Types of Panchayat in India

India follows a three-tier Panchayat system – Gram Panchayat at a village level, Panchayat Samiti at a block level, and Zila Parishad at a district level. Gram Panchayat, which is considered as the “cornerstone” of the Panchayati Raj system, operates at the village or small town level. It is incumbent upon the elected head (commonly referred to as a Sarpanch) to take stock of the infrastructural development of the region, tax collection, and public health and hygiene. The head of the Gram Panchayat regularly convenes meetings on pressing issues.

District level panchayat or the Zila Parishad has an IAS officer as the administrative head. The prime role of the panchayat is to ensure that the locals have access to essential services and facilities. Its focus remains on Education, Health, and Agricultural segments. Besides, Zila Parishad is also entrusted with the duty of inspiring entrepreneurial spirit and implementing employment schemes. The members of Zila Parishad mainly comprise of MPs elected from that particular district. The major chunk of their revenue comes in the form of grants from the State Government panchayat, along with the earnings from taxes on water, tourism and markets.

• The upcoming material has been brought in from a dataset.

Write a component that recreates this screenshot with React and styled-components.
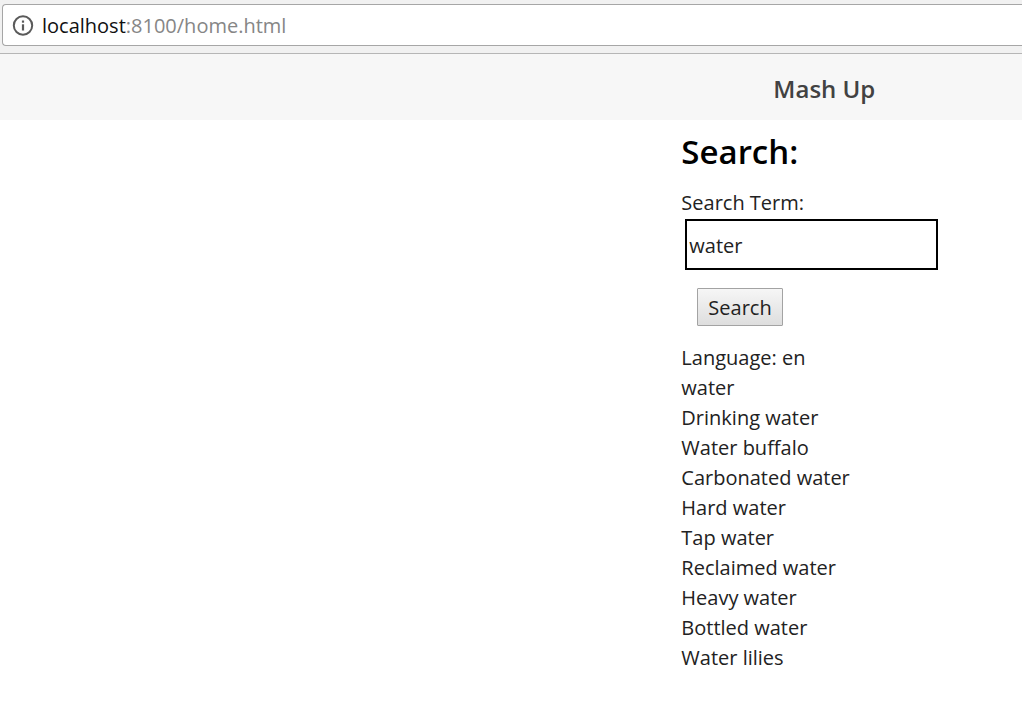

Block panchayat (Panchayat Samiti) is the replication of same style of governance at the tehsil level. It’s a form of the Panchayati Raj that works for the villages of the tehsil that are called a Development Block. This governing body is composed of ex-MPs and MLAs of the area, and other elected members. Block Panchayat takes care of important departments such as Finance, Public work, Health, Education, and IT. Each department is headed by an individual officer. He/she is accountable before the Block Development Officer (BDO), who is at the helm of its administration. The panchayat is elected for five years. While the members of the Panchayats are elected directly by the people, the Panchayat Samiti members are elected by the Panchayats.

Importance of Panchayat Raj in India

Panchayats can reach where the bureaucrats can’t. India has accepted this fact with grace. Each village has its own set of issues, which only the locals can understand. Members of a Panchayat are far more cognizant of the region-specific problems, and thus they are capable of taking a more informed decision in favour of the people of their village or tehsil. Moreover, this mechanism of local self-governance acts as a force to counter the dominance of a particular group or caste in a village.

According to experts, the evolution of Panchayats is seen as a boon by the villagers, as they can now discuss about their issues with confidence, and even seek solutions through the Panchayat in their region. The Panchayat system has made a common man even in the rural areas, more conscious of their rights. The good thing about Panchayats is their high-degree of accountability before the people. When it comes to administrative benefits, the Panchayati Raj has “bridged the gulf between the central government and the people in the rural areas.” The Panchayat system also works towards the development of their regions according to the needs of the people. A Panchayat works at various levels, from creation of necessary establishments such as primary schools, to hygiene-related issues, to water requirements, to seek the central government’s help towards generating jobs at the village level as well.

The increasing prominence of the panchayat at various levels in the village areas, led to the creation of the Ministry of Panchayati Raj in 2004, to empower Panchayati Raj Institutions (PRIs) and “ensure efficient delivery of services and inclusive development of the nation.”